Returned by ReactionDef.validate_reaction().

Attributes#
Attribute	Type	Description
`compatible_reagents`	`dict[int, list[tuple]]`	`{position: [(smiles, name), ...]}` - reagents that match
`incompatible_reagents`	`dict[int, list[tuple]]`	`{position: [(smiles, name), ...]}` - reagents that don’t match
`invalid_smiles`	`dict[int, list[tuple]]`	Unparseable SMILES entries
`duplicate_smiles`	`dict[int, list[tuple]]`	Duplicate entries
`protected_reagents`	`dict[int, list[tuple]]`	`{position: [(smiles, name, [groups]), ...]}` - with protecting groups
`multi_fragment_reagents`	`dict[int, list[tuple]]`	`{position: [(smiles, name, [fragments]), ...]}` - with salts
`coverage_stats`	`dict[int, float]`	Percent compatible per position (0-100)
`reaction_success_rate`	`float`	Percent of test reactions that succeeded
`error_messages`	`list[str]`	Critical errors
`warnings`	`list[str]`	Non-critical warnings

Methods and Properties:

Member	Description
`is_valid()`	True if all positions have >0% coverage and no critical errors
`total_compatible`	Total compatible reagents across all positions
`total_incompatible`	Total incompatible reagents

EnumerationResult#

Complete result from pipeline enumeration.

Returned by SynthesisPipeline enumeration methods.

Attributes#
Attribute	Type	Description
`product`	`Mol \| None`	Final product as RDKit Mol object
`product_smiles`	`str \| None`	SMILES of final product
`product_name`	`str \| None`	Name derived from reagent keys
`patterns_used`	`dict[int, str]`	`{step_index: pattern_id}` for each step
`intermediates`	`dict[int, Mol] \| None`	`{step_index: mol}` if `store_intermediates=True`
`error`	`EnumerationError \| None`	Error details if failed

Properties:

Property	Description
`success`	True if enumeration succeeded (product is not None and no error)

EnumerationError#

Details about a failed enumeration.

Contained in EnumerationResult.error when enumeration fails.

Attributes#
Attribute	Type	Description
`step_index`	`int`	Which step failed
`pattern_id`	`str \| None`	Which pattern was attempted
`error_type`	`str`	One of: `no_compatible_pattern`, `reaction_failed`, `invalid_input`, `deprotection_failed`
`message`	`str`	Human-readable description
`reagent_smiles`	`list[str]`	Input SMILES that caused the failure

Example: Handling Errors

result = pipeline.enumerate_single_from_smiles(["CC(=O)O", "CCC"])  # Propane has no amine

if not result.success:
    err = result.error
    print(f"Failed at step {err.step_index}")
    print(f"Error type: {err.error_type}")
    print(f"Message: {err.message}")
    print(f"Reagents: {err.reagent_smiles}")

AutoDetectionResult#

Results from automatic SMARTS compatibility detection.

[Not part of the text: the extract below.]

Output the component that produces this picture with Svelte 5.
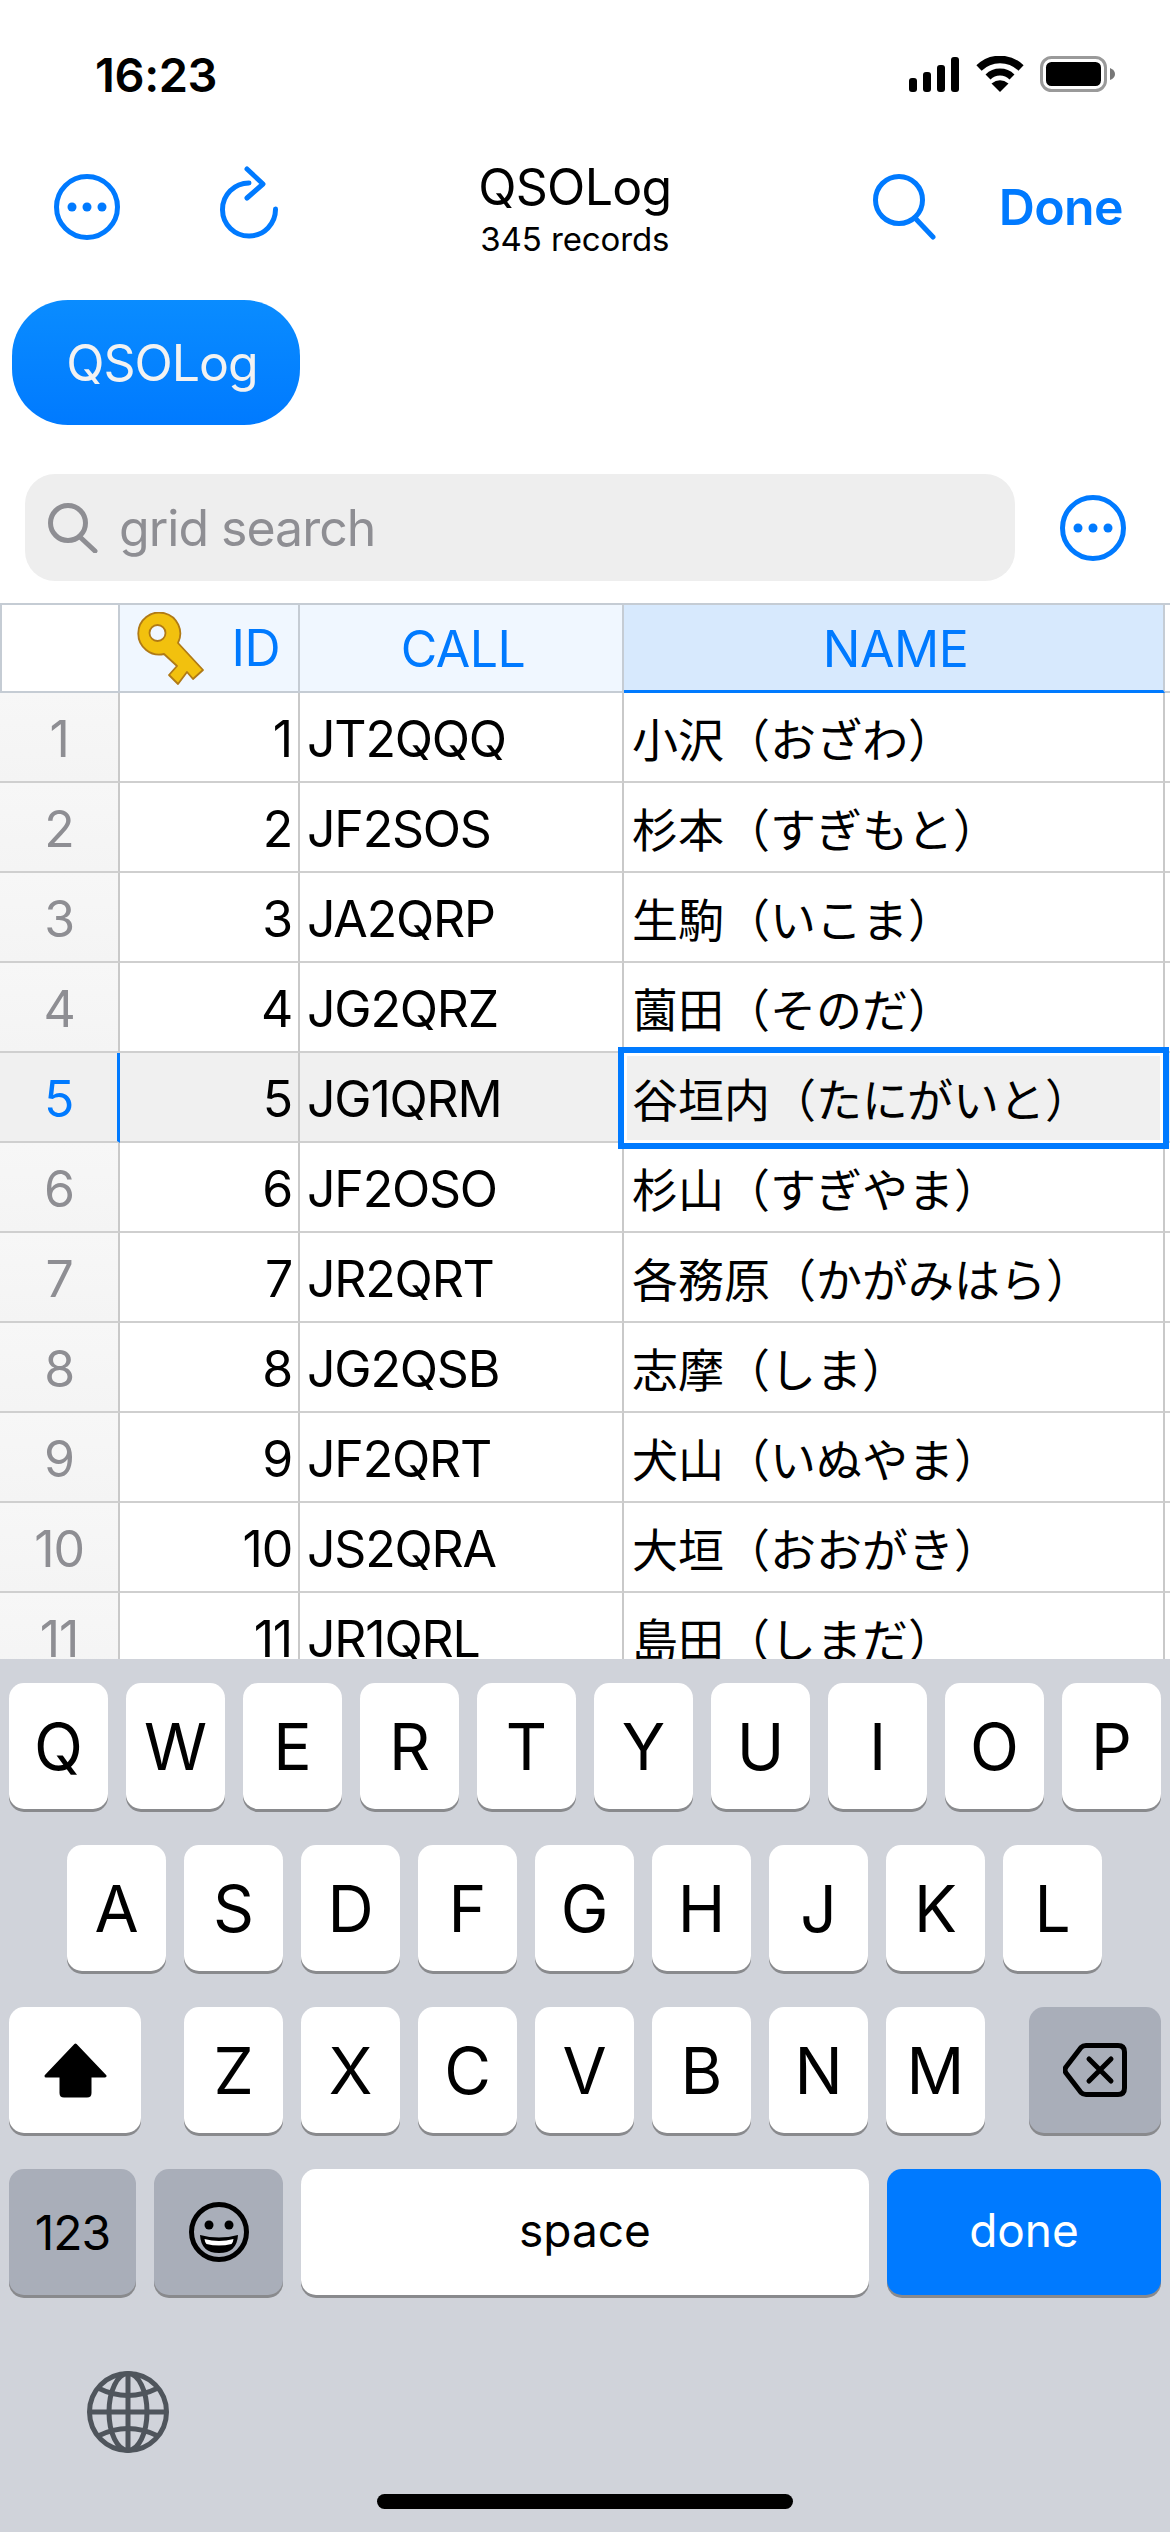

Returned by SynthesisPipeline.auto_detect_compatibility().

Attributes#
Attribute	Type	Description
`pattern_results`	`dict[int, dict[str, ValidationResult]]`	`{step_index: {pattern_id: ValidationResult}}`
`compatibility_map`	`dict[tuple, set[str]]`	`{(step_index, position, reagent_key): {pattern_ids}}`
`coverage_by_pattern`	`dict[int, dict[str, dict[int, float]]]`	`{step_index: {pattern_id: {position: coverage%}}}`
`unmatched_reagents`	`dict[int, list[str]]`	`{position: [reagent_names]}` - reagents that match no pattern
`warnings`	`list[str]`	Warning messages

Constants#

The module provides default protecting groups and salt fragments for common use cases.

DEFAULT_PROTECTING_GROUPS#

List of 10 common protecting groups (see Built-in Protecting Groups for details).

DEFAULT_SALT_FRAGMENTS#

List of ~25 common salt/counterion fragments including:

Halides (Cl⁻, Br⁻, I⁻)
Metal cations (Na⁺, K⁺, Li⁺, Ca²⁺, Mg²⁺)
Organic acids (TFA, acetate, formate)
Ammonium salts

Utility Functions#

Function	Description
`get_protecting_group(name)`	Get ProtectingGroupInfo by name. Raises `KeyError` if not found.
`get_all_protecting_group_names()`	Get list of all default protecting group names.
`results_to_dataframe(results)`	Convert list of EnumerationResult to Polars DataFrame.
`failures_to_dataframe(results)`	Convert failed EnumerationResult objects to DataFrame.
`summarize_failures(results)`	Get summary statistics of enumeration failures.